Plus trying to figure out how my workouts are fitting in (usually after bedtime) and getting Isabella back and forth to gymnastics and dance class.  Poor Arya doesn't have much in the way of goings on around here.  Although she does make everything interesting.

How are you surviving your September?

Monday, September 15, 2014

My Last Drop

Since I've been back at work I've really decided to put my foot down when it comes to weaning.  Basically the entire month of August Arya has had her head attached to my boob.  I was starting to resent her because it was just getting to be too much.  Too much physically, emotionally, and mentally. It was affecting me from spending time with Isabella because Arya was always wanting to nurse, plus she wasn't eating as much because she was just filling up on milk.

Now I know that the World Health Organization recommends nursing until 2, but I was ready to stop.  So once I went back to work after summer vacation it just seemed like the most logical time to stop.  She doesn't get bottles anymore, so when I would get home from work she would run to me on her chubby little legs and say "Nurse."  It was hard to tell her no because she's so innocent and sweet and I know it makes her so happy, but I swallowed my mommy guilt and just tried to redirect her.  It worked better than I thought.  There were a few tears and a few protests, but for the most part she was ok.

At this point we were down to just one nursing session per day.  Just the night time feeding.  Andy and I have been toying with ideas on when and how to drop it, since we're both pretty much terrified of Arya's sleeping habits (if you can call what she does sleep).  This week is a really busy week for me.  Parent-Teacher Conference (mine), PTA meeting (Isabella's), work happy hour, a birthday play (I hate weeks like this where there's something every single day!) so I won't be home for bedtime a few night, so we're thinking that this is the time to do it.

I nursed her to sleep tonight.  It was, more than likely (I never commit to anything) the last time.  I thought I would be relieved, and a part of me was, but there's also a slight sense of grief.

I will never nurse Arya again.  I will never nurse a baby again.  This part of my life is over.

I am no longer supporting Arya with my body.  With my heart yes, with my arms, yes, but not physically.  It's my last connection to babies and this era of childhood.  I'm so glad that I was able to do this for so long and that I was able to have this bond with her.  16 months, I nursed that baby for, and tonight I dripped my last drop.

I read an article called The Last Drop that summed it up in a way that I just can't.

Monday, September 8, 2014

Setting Goals

I've been thinking and reading about goal setting and I think it's important to set clear goals and think about the steps you need to take to achieve those goals.  And while this may not be so super interesting to you, I think it's good for me to get it down on paper.

Blog

1.  I'd like to transfer my blog from blogger to wordpress.  I plan on doing this by saving up the money I earn from writing to have someone make the switch.

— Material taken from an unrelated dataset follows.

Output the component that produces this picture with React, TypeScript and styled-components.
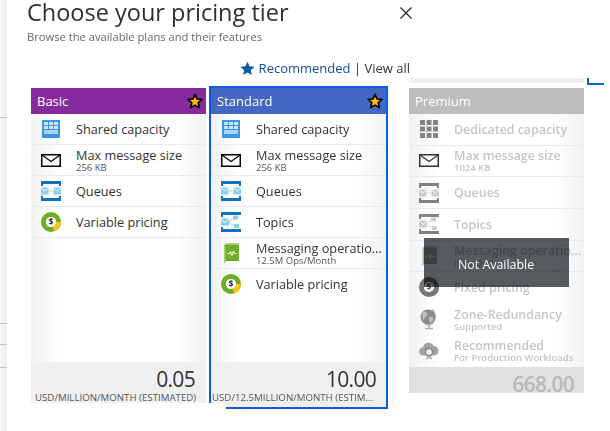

2.  Write about more aspects of my life- pushing the limits and not writing about just what is "safe" or will get me the least amount of backlash.

Beachbody

1.  I'd really like to take my beachbody coaching to the next level.  I can do this by continuing to share my fitness journey.  Trying to run challenge groups and inviting people to try the products.  This is hard for me because I have massive social anxiety, even social media anxiety, but I'm really trying to hard to come out of my comfort zone because this is important to me.

2.  I'd like to become an Emerald Coach.  This means that I would have to sign two coaches myself.  Again, hard for me because I'm not very forthcoming.

Personal

1.  I'd like to start decorating my house the way I want.  I'll probably have to wait until Arya stops painting things with her yogurt.

2.  Calming the fuck down- I get really balled up and stressed out and I need to find a way to access some inner peace.

What are your goals?

Thursday, September 4, 2014

We Survived Kindergarten

What, what!  Isabella's first day of school was a total success.  She made three friends, she played outside, she loves her gym teacher, she made a craft, they read a story, a little girl tried to push in front of her on line, Isabella pushed her back, then they sat together at lunch.  Fun times!

She likes her teacher, so far none of the kids are fresh, and she got to eat lunch in the big cafeteria with the BIG kids (1st and 2nd graders).

If anyone needs me I'll be buried under a giant pile of paperwork.  Apparently kindergarteners require a lot of paperwork!

Please excuse the grainy cell phone picture, my mom took it and she's  kind of a dumb ass when it comes to these things.

Wednesday, September 3, 2014

The Night Before Kindergarten

Tomorrow is Isabella's first day of Kindergarten!  I know I said that I was ready and that I wasn't upset about this milestone, and I'm not, BUT tonight when I was tucking her into bed I did get a little emotional about the significance of this journey.

I'm not an emotional person when it comes to things like this.  I don't cry when packing up newborn clothes or lament the passing of bottles.  But this one got me a little bit.

Because she's big.  Because she's ready.  Because she's one step further away from me.  One step closer towards independence.  Because I'm a little bit worried.

There's such a fire and spark inside her.  She's so curious and loving and headstrong.  I hope she has a teacher who fans those flames and doesn't diminish it.  I hope she corrects her gently and encourages her creativity.  I hope she pays special attention to my girl, who is so quiet sometimes and so good that she can fade into the background.  I hope her teacher lets her shine bright.  You know...like a diamond.

I can't wait to hear all about her first day!  Hope all your kiddos are having a smooth transition back to school.